概要:【ヴァンパイアの館】の住人の一人。

住人の中で二番目に若い(生きた年数で言うなら一番若い)。

家出少年、ならぬ家出オオカミ少年。

アメリカで両親と一緒に暮らしていたが、いろいろと思うところがあったらしく家出し、各地をさすらった挙句【ヴァンパイアの館】に辿り着いた。

基本的に人間の顔に狼の耳・しっぽを出した状態で生活しているが、必要に応じて狼になることも人間になることもできる。中間ぐらいの格好でいるのは「こうしているのがいちばん疲れなくて良いから」とのこと。

基本的に無口・無表情だが感情の起伏は激しい。

口では喋らないけどTwitt○rなどのSNSではめちゃくちゃ騒ぐタイプ。

いかにもな現代っ子で、常時スマホを手放さない。いろいろなソシャゲに手を出しまくっている関係で、ハロウィンやらクリスマスやらのイベントが重なりまくる時期はそれなりに大変そう。よくジェンと一緒にスマ○ラをやっている。


作成者:波多野琴子

名前:みずは

通称:みずは、みーちゃん

一人称:みずは

性別:女

種族:川の精?


概要:【ヴァンパイアの館】の一人。住人の中では、今のところいちばんの新参者。といっても、既に【館】で暮らし始めて五十年近くになる。

種族が何だかいまいち判然としないふしぎな子。本人もよく分かっていないようだが、どうやら「川の概念が身体を得たもの」らしい。高度経済成長期に進められたダム開発によって涸れ川となった川に一人佇んでいたところを保護された。

紅葉がさすらいの旅をしていた頃に会ったことがあるとのことで、軽く千年ぐらいは生きているようだが、なぜかいつまでも四歳ぐらいの幼女のままである。

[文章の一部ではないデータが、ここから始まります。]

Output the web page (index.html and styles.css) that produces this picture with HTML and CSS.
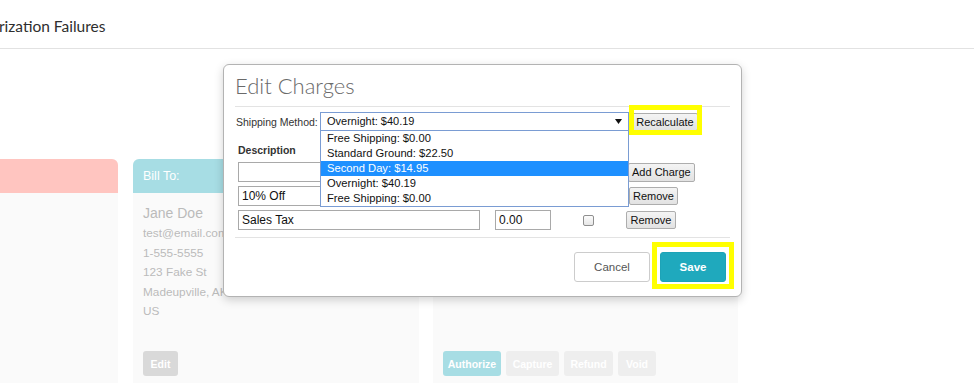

冬でもいつも浴衣姿。本人曰く「川っぽくていいでしょ」とのこと。

最近はセカンドブームが到来したムシ○ングにハマっているらしく、【館】でもかぶとむしを飼っている(ちなみにそのかぶとむしの名前は『イワレビコ』。ネーミングセンスが無い古い)。

天真爛漫、マイペース、自由人(人じゃない)。


作成者:波多野琴子

名前:ハトシェプスト・クヌムトアメン

性別:女


概要:古代エジプト第18王朝第3代ファラオ・トトメス一世の娘。後第4代ファラオ・トトメス二世の王妃。さらには自ら第5代ファラオとして君臨する(即位名はマアトカラー)。

名前:ネフェルジェセル

性別:男


概要:王女ハトシェプストの側近の一人。乳兄弟。

彼女がファラオとして即位した後も彼女の傍で仕えた。

王女が拾って来たある子の世話係も兼任する。